Treating work pieces with electro-magnetically scanned ion beams

Abstract

A magnetic scanning technique for sweeping an ion beam across an implantation target, such as a semiconductor wafer, by means of modulating the energy of a beam and directing it through an analyzer magnet, which effects a scanning motion of the beam of constant intensity, the wave form for the modulation being selected to take into account that the areal density of the ions in the scanned beam varies dependently with the amount of displacement of the beam from a reference point. An ion scan can be obtained in which the ions travel in parallel paths and enter the target at a constant desired angle throughout the scan. The technique is applicable to targets held stationary or rotated during implant.

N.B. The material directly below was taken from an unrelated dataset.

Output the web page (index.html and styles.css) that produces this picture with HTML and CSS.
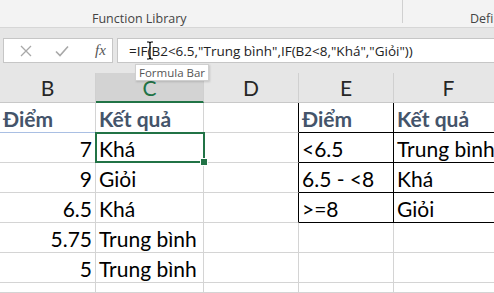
FILE: index.html
```html
<!DOCTYPE html>
<html lang="vi">
<head>
  <meta charset="UTF-8">
  <title>Excel - IF</title>
  <link rel="stylesheet" href="styles.css">
</head>
<body>

  <!-- Ribbon -->
  <div class="ribbon">
    <div class="group g1"><span class="label">Function Library</span></div>
    <div class="group g2"><span class="label">Defined Names</span></div>
  </div>

  <!-- Formula bar -->
  <div class="fbar">
    <div class="fbtns">
      <svg class="ico" width="12" height="12" viewBox="0 0 12 12"><path d="M1 1L11 11M11 1L1 11" stroke="#a8a8a8" stroke-width="1.3" fill="none"/></svg>
      <svg class="ico" width="14" height="12" viewBox="0 0 14 12"><path d="M1 6.5L5 10.5L13 1.5" stroke="#a8a8a8" stroke-width="1.6" fill="none"/></svg>
      <span class="fx">fx</span>
    </div>
    <div class="finput">
      <span class="ftext">=IF(B2&lt;6.5,"Trung bình",IF(B2&lt;8,"Khá","Giỏi"))</span>
      <svg class="ibeam" width="8" height="19" viewBox="0 0 8 19"><path d="M1 1H3L4 2L5 1H7M4 2V17M1 18H3L4 17L5 18H7" stroke="#000" stroke-width="1.2" fill="none"/></svg>
      <span class="tip">Formula Bar</span>
    </div>
  </div>

  <!-- Sheet -->
  <div class="sheet">
    <div class="hd">B</div>
    <div class="hd active">C</div>
    <div class="hd">D</div>
    <div class="hd">E</div>
    <div class="hd">F</div>

    <div class="c title num-col blue-line">Điểm</div>
    <div class="c title">Kết quả</div>
    <div class="c bk-r"></div>
    <div class="c title bk-r bk-b">Điểm</div>
    <div class="c title bk-r bk-b">Kết quả</div>

    <div class="c num">7</div>
    <div class="c sel">Khá</div>
    <div class="c bk-r"></div>
    <div class="c bk-r bk-b">&lt;6.5</div>
    <div class="c bk-r bk-b">Trung bình</div>

    <div class="c num">9</div>
    <div class="c">Giỏi</div>
    <div class="c bk-r"></div>
    <div class="c bk-r bk-b">6.5 - &lt;8</div>
    <div class="c bk-r bk-b">Khá</div>

    <div class="c num">6.5</div>
    <div class="c">Khá</div>
    <div class="c bk-r"></div>
    <div class="c bk-r bk-b">&gt;=8</div>
    <div class="c bk-r bk-b">Giỏi</div>

    <div class="c num">5.75</div>
    <div class="c">Trung bình</div>
    <div class="c"></div>
    <div class="c"></div>
    <div class="c"></div>

    <div class="c num">5</div>
    <div class="c">Trung bình</div>
    <div class="c"></div>
    <div class="c"></div>
    <div class="c"></div>

    <div class="c"></div>
    <div class="c"></div>
    <div class="c"></div>
    <div class="c"></div>
    <div class="c"></div>
  </div>

</body>
</html>
```

FILE: styles.css
```css
body {
  margin: 0;
  width: 494px;
  height: 293px;
  overflow: hidden;
  background: #e6e6e6;
  font-family: "Open Sans", "Noto Sans", sans-serif;
}

/* ribbon */
.ribbon {
  height: 27px;
  background: #f3f3f3;
  border-bottom: 1px solid #d6d6d6;
  display: flex;
  align-items: flex-start;
}
.group {
  box-sizing: border-box;
  white-space: nowrap;
  overflow: hidden;
  padding-top: 11px;
  height: 27px;
}
.g1 {
  width: 403px;
  padding-left: 92px;
  height: 23px;
  border-right: 1px solid #d0d0d0;
  overflow: visible;
}
.g2 {
  flex: 1;
  padding-left: 67px;
}
.label {
  display: block;
  font-size: 12.5px;
  line-height: 15px;
  color: #444;
}

/* formula bar */
.fbar {
  display: flex;
  gap: 4px;
  padding: 10px 0 0 3px;
  height: 45px;
  box-sizing: border-box;
}
.fbtns, .finput {
  height: 25px;
  background: #fff;
  border: 1px solid #c6c6c6;
  box-sizing: border-box;
  display: flex;
  align-items: center;
}
.fbtns {
  width: 110px;
  padding-left: 16px;
  gap: 23px;
}
.fx {
  font-family: "Liberation Serif", serif;
  font-style: italic;
  font-size: 15px;
  color: #555;
  margin-left: 3px;
}
.finput {
  flex: 1;
  padding-left: 11px;
  position: relative;
  border-right: none;
}
.ftext {
  font-size: 13.5px;
  color: #222;
  white-space: nowrap;
}
.ibeam {
  position: absolute;
  left: 28px;
  top: 2px;
}
.tip {
  position: absolute;
  left: 17px;
  top: 25px;
  background: #fff;
  border: 1px solid #cfcfcf;
  box-shadow: 1px 1px 2px rgba(0,0,0,0.15);
  font-size: 11.5px;
  color: #555;
  padding: 0 3px;
  line-height: 15px;
  white-space: nowrap;
  z-index: 2;
}

/* sheet */
.sheet {
  display: grid;
  grid-template-columns: 96px 108px 95px 95px 110px;
  grid-template-rows: repeat(7, 30px) 10px;
  font-family: "Lato", "Liberation Sans", sans-serif;
  background: #fff;
  height: 220px;
  overflow: hidden;
}
.hd {
  background: #e6e6e6;
  border-right: 1px solid #d0d0d0;
  border-bottom: 1px solid #c8c8c8;
  text-align: center;
  font-size: 21px;
  line-height: 29px;
  color: #262626;
}
.hd.active {
  background: #d3d3d3;
  color: #217346;
  border-bottom: 2px solid #217346;
}
.c {
  border-right: 1px solid #d4d4d4;
  border-bottom: 1px solid #d4d4d4;
  font-size: 21px;
  padding: 0 3px;
  display: flex;
  align-items: flex-end;
  line-height: 26px;
  white-space: nowrap;
  color: #000;
}
.hd, .c { box-sizing: border-box; }
.num { justify-content: flex-end; }
.title {
  font-weight: bold;
  color: #44546a;
}
.blue-line { border-bottom-color: #a9bfe3; }
.bk-r { border-right-color: #000; }
.bk-b { border-bottom-color: #000; }
.sel { position: relative; }
.sel::after {
  content: "";
  position: absolute;
  left: -1px;
  top: -1px;
  right: -2px;
  bottom: -1px;
  border: 2px solid #217346;
}
.sel::before {
  content: "";
  position: absolute;
  right: -5px;
  bottom: -4px;
  width: 6px;
  height: 6px;
  background: #217346;
  border: 1px solid #fff;
  z-index: 1;
}
```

By employing predetermined modulation wave forms which are adapted to other parameters of the selected system, a desired scan distribution of ions can be obtained, for instance a uniform distribution in X and Y directions. As applied to a semiconductor wafer rotated on a disc past the ion beam, the technique solves the problem of compensating for the fact that the area of a ring on the spinning disc depends linearly on the radius of the ring. The technique makes use of the properties of ion beams in uniform magnetic fields to produce a radial dependence of the density of the ion beam on the wafer which precisely cancels the radial dependence of circumferential length as a function of radius. The magnetic scanning technique is well adapted for use with large wafers held on rotating discs and has advantages over the conventional techniques of either electrostatic or mechanical scanning. The technique is readily adapted to a variety of other wafer transport systems including rotating conveyors and linear transports.